If you participate in an employer-sponsored 401(k) plan, you may be able to contribute up to $19,500 to your retirement in 2021. But did you know that some plans may allow you to contribute up to $38,500 or more?
If you are looking for increased savings options, find out if your existing plan allows additional after-tax 401(k) contributions. In 2021, some after-tax 401(k)s have a total plan maximum of $58,000, including traditional contributions, employer contributions, and after-tax contributions. As is true for traditional 401(k)s, these limits may be higher ($64,500) if you are age 50 or older.
Be aware that after-tax contributions may not in some cases be tax-deductible. The contributions grow tax-deferred, meaning the earnings will be taxed as income when you withdraw them. (This differs from Roth 401(k) contributions in which the entirety of the account balance grows tax-free.)
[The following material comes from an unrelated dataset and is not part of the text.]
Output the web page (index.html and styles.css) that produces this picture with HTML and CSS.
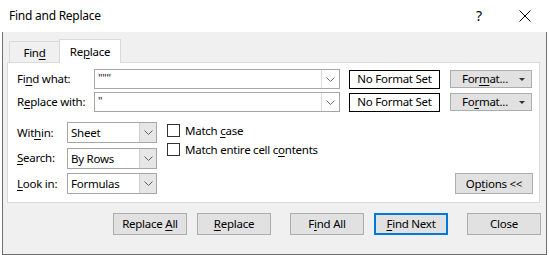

Benefits of after-tax contributions: After-tax 401(k) accounts are beneficial for high-income earners looking to put away extra funds in a tax-advantaged investment account. Your contributions may grow tax-deferred, and the compound value of those tax savings, over time, may be able to provide a sizable boost to your retirement account.
In-plan Roth rollovers: If your 401(k) plan allows you to move your after-tax money, you may be able to boost your tax advantages with an in-plan Roth rollover. Referred to by some as the “mega backdoor Roth,” this strategy may allow you to get funds into a Roth IRA regardless of your income.
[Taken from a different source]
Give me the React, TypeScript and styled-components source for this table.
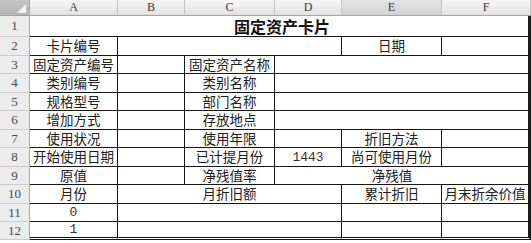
import React from 'react';
import styled, { createGlobalStyle, css } from 'styled-components';

const GlobalStyle = createGlobalStyle`
  html, body {
    margin: 0;
    padding: 0;
    background: #ffffff;
  }
  body {
    width: 531px;
    height: 243px;
    overflow: hidden;
    font-family: "Noto Sans CJK SC", "Noto Sans", sans-serif;
  }
`;

const Sheet = styled.div`
  display: grid;
  grid-template-columns: 30px 88px 67px 90px 67px 100px 89px;
  grid-template-rows: 16px 21px 19px 18px 19px 18px 19px 18px 19px 18px 19px 18px 18px;
  width: 531px;
`;

const Corner = styled.div`
  position: relative;
  background: linear-gradient(#c4c4c4, #b6b6b6);
  border-right: 1px solid #a9a9a9;
  border-bottom: 1px solid #a0a0a0;
  box-sizing: border-box;

  svg {
    position: absolute;
    right: 3px;
    bottom: 2px;
  }
`;

const ColHead = styled.div<{ $active?: boolean }>`
  display: flex;
  align-items: center;
  justify-content: center;
  box-sizing: border-box;
  background: ${(p) =>
    p.$active ? 'linear-gradient(#e4e4e4, #d2d2d2)' : 'linear-gradient(#f6f6f6, #e2e2e2)'};
  border-right: 1px solid #c4c4c4;
  border-bottom: 1px solid #a4a4a4;
  font-family: "Liberation Serif", serif;
  font-size: 12px;
  color: #3a3a3a;
`;

const RowHead = styled.div`
  display: flex;
  align-items: center;
  justify-content: center;
  box-sizing: border-box;
  background: #ececec;
  border-right: 1px solid #a9a9a9;
  border-bottom: 1px solid #cacaca;
  font-family: "Liberation Serif", serif;
  font-size: 13px;
  color: #4a4a4a;
`;

type Edge = 'none' | 'thin' | 'thick';

const Cell = styled.div<{ $span: number; $right: Edge; $last?: boolean; $title?: boolean; $mono?: boolean }>`
  grid-column: span ${(p) => p.$span};
  display: flex;
  align-items: center;
  justify-content: center;
  box-sizing: border-box;
  overflow: visible;
  white-space: nowrap;
  background: #ffffff;
  color: #202020;
  font-size: 13.5px;
  line-height: 1;
  border-bottom: ${(p) => (p.$last ? '3px double #111' : '1px solid #161616')};
  border-right: ${(p) =>
    p.$right === 'thick' ? '3px solid #1c1c1c' : p.$right === 'thin' ? '1px solid #161616' : 'none'};

  ${(p) =>
    p.$title &&
    css`
      font-size: 16px;
      font-weight: 700;
      color: #111;
      padding-left: 6px;
    `}

  ${(p) =>
    p.$mono &&
    css`
      font-family: "Liberation Mono", monospace;
      font-size: 13px;
      color: #333;
    `}
`;

type CellDef = { text?: string; span?: number; edge?: boolean; title?: boolean; mono?: boolean };

const columns = ['A', 'B', 'C', 'D', 'E', 'F'];

const rows: CellDef[][] = [
  [{ text: '固定资产卡片', span: 6, title: true }],
  [{ text: '卡片编号', edge: true }, { span: 3, edge: true }, { text: '日期', edge: true }, {}],
  [{ text: '固定资产编号', edge: true }, { edge: true }, { text: '固定资产名称', edge: true }, { span: 3 }],
  [{ text: '类别编号', edge: true }, { edge: true }, { text: '类别名称', edge: true }, { span: 3 }],
  [{ text: '规格型号', edge: true }, { edge: true }, { text: '部门名称', edge: true }, { span: 3 }],
  [{ text: '增加方式', edge: true }, { edge: true }, { text: '存放地点', edge: true }, { span: 3 }],
  [
    { text: '使用状况', edge: true },
    { edge: true },
    { text: '使用年限', edge: true },
    { edge: true },
    { text: '折旧方法', edge: true },
    {},
  ],
  [
    { text: '开始使用日期', edge: true },
    { edge: true },
    { text: '已计提月份', edge: true },
    { text: '1443', edge: true, mono: true },
    { text: '尚可使用月份', edge: true },
    {},
  ],
  [{ text: '原值', edge: true }, { edge: true }, { text: '净残值率', edge: true }, {}, { text: '净残值' }, {}],
  [{ text: '月份', edge: true }, { text: '月折旧额', span: 3, edge: true }, { text: '累计折旧', edge: true }, { text: '月末折余价值' }],
  [{ text: '0', edge: true, mono: true }, { span: 3, edge: true }, { edge: true }, {}],
  [{ text: '1', edge: true, mono: true }, { span: 3, edge: true }, { edge: true }, {}],
];

const App = () => {
  return (
    <>
      <GlobalStyle />
      <Sheet>
        <Corner>
          <svg width="9" height="9" viewBox="0 0 9 9">
            <polygon points="9,0 9,9 0,9" fill="#f2f2f2" />
          </svg>
        </Corner>
        {columns.map((c) => (
          <ColHead key={c} $active={c === 'E'}>
            {c}
          </ColHead>
        ))}

        {rows.map((row, r) => {
          let col = 0;
          return (
            <React.Fragment key={r}>
              <RowHead>{r + 1}</RowHead>
              {row.map((cell, i) => {
                const span = cell.span ?? 1;
                col += span;
                const right: Edge = col === 6 ? 'thick' : cell.edge ? 'thin' : 'none';
                return (
                  <Cell
                    key={i}
                    $span={span}
                    $right={right}
                    $last={r === rows.length - 1}
                    $title={cell.title}
                    $mono={cell.mono}
                  >
                    {cell.text}
                  </Cell>
                );
              })}
            </React.Fragment>
          );
        })}
      </Sheet>
    </>
  );
};

export default App;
Per the IRS, once your income exceeds a certain limit, you can no longer contribute directly to a Roth IRA. However, you may be able to make after-tax contributions to a 401(k) first and then roll those into a Roth IRA. The sooner you make the rollover, the more years you get of tax-free earnings. (Always check with your CPA and financial advisor).
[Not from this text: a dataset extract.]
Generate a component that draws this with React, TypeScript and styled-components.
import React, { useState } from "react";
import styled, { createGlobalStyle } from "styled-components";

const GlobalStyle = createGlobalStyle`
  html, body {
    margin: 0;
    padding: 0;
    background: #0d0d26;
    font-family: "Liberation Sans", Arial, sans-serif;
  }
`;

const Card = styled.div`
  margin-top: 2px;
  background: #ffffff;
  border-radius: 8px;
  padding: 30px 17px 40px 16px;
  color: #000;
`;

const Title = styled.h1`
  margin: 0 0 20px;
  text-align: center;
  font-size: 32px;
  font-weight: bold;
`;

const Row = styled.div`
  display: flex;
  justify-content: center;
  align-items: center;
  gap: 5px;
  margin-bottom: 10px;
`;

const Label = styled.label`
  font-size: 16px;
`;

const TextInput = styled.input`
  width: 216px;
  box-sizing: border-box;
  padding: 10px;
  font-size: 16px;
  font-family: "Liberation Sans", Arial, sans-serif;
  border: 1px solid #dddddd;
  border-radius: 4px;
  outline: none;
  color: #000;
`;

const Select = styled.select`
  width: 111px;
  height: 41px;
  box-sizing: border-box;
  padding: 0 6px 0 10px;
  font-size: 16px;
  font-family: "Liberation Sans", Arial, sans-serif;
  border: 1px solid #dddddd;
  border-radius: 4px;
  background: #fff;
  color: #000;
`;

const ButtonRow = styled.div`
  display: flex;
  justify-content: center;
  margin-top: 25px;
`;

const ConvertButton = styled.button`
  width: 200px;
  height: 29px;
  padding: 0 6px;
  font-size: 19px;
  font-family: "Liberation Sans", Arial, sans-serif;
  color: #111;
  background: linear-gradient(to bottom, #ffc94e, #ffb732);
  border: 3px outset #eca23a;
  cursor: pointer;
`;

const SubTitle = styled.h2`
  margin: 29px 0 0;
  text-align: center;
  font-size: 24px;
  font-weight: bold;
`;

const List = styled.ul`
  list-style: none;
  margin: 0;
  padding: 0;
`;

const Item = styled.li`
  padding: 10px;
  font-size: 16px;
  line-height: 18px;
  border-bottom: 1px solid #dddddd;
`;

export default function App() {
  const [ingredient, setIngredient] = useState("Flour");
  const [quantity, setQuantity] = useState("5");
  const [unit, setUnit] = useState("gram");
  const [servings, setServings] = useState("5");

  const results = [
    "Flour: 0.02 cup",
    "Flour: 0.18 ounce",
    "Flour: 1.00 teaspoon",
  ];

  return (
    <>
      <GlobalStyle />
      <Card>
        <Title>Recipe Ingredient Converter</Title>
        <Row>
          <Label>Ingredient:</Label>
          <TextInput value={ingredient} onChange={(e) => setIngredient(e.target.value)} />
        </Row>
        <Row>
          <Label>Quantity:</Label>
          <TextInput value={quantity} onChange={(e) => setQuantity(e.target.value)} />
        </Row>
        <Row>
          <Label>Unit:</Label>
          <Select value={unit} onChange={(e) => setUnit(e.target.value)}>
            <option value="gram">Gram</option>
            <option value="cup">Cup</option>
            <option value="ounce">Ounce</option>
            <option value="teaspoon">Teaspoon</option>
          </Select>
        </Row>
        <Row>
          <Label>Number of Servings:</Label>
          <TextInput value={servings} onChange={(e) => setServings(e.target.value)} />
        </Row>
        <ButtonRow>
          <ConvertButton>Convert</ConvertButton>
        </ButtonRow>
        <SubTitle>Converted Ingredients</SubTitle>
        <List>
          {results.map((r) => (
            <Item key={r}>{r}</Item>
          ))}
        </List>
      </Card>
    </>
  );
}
Note, however, that in-plan Roth rollovers may be subject to required minimum distribution rules when you retire unless you move the in-plan Roth funds to a regular Roth IRA outside your retirement plan after you leave your employer but before you turn 70 ½. If you don’t already have a Roth IRA account outside your retirement plan at that time, you may be subject to a five-year holding period. (Again, always confer with your CPA and financial advisor).